Gamble v. City of St. Louis

Decision Date31 October 1849
Citation12 Mo. 617
PartiesARCHIBALD GAMBLE v. THE CITY OF ST. LOUIS.
CourtMissouri Supreme Court

APPEAL FROM ST. LOUIS CIRCUIT COURT.

GAMBLE, for Appellant.

1. The alley was private property, and the city can only pave alleys, streets, &c., which are public, already dedicated to public use, and the attempt to coerce the appellant to pay for the paving his own land, by selling his other land, is an injury which a court of equity should restrain. 2. The city clearly had no power to pave the alley unless it was public. See City Charter, Laws 1839, p. 164; Laws 1841, p. 137; Laws 1843, p. 123. 3. The alley was not dedicated to public use as a public alley. The only dedication pretended is by the proprietor's suffering the land to remain uninclosed. This cannot amount to a dedication without the assent of the proprietor to its use by the public as a public alley. It is his assent to its use as such joined with the actual use which creates the dedication. Cincinnati v. White, 6 Peters, 431--particularly 440; Barclay v.
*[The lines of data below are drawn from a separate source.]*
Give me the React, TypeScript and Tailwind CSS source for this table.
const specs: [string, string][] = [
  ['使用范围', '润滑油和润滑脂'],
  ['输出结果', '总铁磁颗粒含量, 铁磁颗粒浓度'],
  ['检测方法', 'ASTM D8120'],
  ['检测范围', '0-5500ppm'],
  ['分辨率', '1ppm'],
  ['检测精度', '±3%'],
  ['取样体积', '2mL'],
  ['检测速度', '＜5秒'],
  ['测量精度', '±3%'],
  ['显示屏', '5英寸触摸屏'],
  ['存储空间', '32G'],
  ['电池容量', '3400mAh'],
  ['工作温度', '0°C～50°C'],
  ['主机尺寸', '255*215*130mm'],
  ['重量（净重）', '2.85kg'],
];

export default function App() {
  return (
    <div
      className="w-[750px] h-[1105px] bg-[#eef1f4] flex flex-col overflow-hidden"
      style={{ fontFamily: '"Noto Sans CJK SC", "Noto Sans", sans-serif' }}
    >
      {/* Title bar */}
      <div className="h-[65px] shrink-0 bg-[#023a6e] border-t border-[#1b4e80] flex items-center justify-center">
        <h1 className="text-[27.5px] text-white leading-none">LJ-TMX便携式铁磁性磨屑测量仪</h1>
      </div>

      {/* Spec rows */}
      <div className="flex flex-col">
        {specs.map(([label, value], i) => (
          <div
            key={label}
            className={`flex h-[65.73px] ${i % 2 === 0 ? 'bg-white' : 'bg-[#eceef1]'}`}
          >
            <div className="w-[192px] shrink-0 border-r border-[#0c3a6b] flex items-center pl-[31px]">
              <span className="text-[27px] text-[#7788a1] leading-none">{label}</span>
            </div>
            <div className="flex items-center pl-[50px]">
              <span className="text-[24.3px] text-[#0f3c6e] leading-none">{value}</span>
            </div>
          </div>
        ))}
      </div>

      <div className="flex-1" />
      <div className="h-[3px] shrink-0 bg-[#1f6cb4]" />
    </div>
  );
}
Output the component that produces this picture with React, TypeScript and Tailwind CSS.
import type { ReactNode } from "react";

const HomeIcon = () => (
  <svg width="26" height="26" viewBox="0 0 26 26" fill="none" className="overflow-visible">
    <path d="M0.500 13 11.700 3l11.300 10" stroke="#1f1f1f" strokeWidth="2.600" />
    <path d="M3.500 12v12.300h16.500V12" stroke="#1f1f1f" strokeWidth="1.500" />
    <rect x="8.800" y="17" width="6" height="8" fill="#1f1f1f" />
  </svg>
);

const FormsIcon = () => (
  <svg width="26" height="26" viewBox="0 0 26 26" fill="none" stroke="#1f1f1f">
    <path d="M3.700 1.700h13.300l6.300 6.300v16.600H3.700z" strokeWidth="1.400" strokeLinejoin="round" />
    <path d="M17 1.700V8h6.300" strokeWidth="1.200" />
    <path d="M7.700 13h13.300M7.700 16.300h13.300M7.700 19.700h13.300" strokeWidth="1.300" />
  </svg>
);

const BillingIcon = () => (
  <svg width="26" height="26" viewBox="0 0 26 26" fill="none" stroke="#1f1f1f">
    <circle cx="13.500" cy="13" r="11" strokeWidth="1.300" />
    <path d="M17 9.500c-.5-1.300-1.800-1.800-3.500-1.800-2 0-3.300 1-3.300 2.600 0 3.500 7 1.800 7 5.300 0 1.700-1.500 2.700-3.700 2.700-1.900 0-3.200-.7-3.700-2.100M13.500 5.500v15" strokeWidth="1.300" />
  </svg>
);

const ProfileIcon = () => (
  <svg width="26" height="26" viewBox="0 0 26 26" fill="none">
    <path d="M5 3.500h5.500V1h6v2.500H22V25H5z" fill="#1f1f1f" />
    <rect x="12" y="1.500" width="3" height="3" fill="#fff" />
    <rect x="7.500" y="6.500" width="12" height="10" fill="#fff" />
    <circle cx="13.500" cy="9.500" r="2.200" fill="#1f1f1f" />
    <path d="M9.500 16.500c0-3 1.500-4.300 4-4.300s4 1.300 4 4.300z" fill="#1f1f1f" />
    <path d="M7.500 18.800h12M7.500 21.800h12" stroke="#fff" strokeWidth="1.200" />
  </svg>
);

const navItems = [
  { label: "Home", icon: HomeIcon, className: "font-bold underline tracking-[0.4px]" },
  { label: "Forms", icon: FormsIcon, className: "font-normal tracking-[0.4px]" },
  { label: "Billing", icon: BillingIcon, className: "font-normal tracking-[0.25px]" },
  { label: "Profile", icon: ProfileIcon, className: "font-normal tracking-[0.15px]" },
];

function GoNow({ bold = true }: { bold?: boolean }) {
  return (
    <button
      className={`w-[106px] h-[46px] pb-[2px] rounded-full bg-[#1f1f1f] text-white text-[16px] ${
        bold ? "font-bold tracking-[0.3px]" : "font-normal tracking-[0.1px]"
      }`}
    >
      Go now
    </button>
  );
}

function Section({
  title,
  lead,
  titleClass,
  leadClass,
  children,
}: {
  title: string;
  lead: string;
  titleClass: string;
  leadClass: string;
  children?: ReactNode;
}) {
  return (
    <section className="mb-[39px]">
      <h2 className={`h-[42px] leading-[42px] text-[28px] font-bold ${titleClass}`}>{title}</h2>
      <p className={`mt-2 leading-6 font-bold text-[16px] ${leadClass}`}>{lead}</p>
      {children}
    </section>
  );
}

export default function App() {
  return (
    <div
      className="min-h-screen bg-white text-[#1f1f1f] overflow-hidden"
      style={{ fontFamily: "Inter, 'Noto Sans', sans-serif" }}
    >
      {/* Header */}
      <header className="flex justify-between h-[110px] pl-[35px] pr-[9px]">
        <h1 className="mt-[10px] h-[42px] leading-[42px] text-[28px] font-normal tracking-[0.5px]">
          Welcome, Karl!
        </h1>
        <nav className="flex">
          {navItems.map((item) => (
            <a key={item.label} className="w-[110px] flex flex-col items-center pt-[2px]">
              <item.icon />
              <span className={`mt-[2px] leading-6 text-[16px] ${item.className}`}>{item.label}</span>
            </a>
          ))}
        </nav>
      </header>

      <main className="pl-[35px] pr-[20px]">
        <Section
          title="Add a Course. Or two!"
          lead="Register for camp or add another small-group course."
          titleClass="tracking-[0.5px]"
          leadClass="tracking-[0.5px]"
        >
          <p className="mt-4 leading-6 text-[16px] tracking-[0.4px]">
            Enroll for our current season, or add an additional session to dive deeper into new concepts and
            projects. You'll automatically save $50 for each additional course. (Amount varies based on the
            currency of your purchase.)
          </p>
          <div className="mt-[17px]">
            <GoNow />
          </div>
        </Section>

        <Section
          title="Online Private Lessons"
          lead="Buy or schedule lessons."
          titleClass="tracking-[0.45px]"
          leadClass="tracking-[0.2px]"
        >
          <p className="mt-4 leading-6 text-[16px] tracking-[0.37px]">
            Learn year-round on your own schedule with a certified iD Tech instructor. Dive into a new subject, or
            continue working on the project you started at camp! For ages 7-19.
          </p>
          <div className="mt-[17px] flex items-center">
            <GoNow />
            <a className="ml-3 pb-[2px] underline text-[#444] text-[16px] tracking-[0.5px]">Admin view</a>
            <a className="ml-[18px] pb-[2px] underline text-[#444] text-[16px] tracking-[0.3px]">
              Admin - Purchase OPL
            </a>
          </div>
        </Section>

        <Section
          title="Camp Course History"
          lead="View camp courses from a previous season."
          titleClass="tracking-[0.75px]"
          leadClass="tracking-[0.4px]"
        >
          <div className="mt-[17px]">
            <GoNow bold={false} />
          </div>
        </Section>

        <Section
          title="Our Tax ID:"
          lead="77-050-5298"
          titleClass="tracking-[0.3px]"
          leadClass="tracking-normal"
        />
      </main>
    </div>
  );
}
Howell, 6 Peters, 498. 4. And such assent will not be presumed from the use without concurring circumstances, as length of time, &c., for if all lands uninclosed, and over which other persons may pass with the knowledge of the proprietor, and unrestrained by him, be presumed dedicated to public use, then nine-tenths of the land in Missouri is so dedicated, which cannot be the fact. The section of the charter (7th section of 6th art.) which gives to the mayor and city council power to tax lot-holders according to the respective points owned by them, is unconstitutional. Constitution, art. 13, § 19.

BLENNERHASSETT, for Appellee.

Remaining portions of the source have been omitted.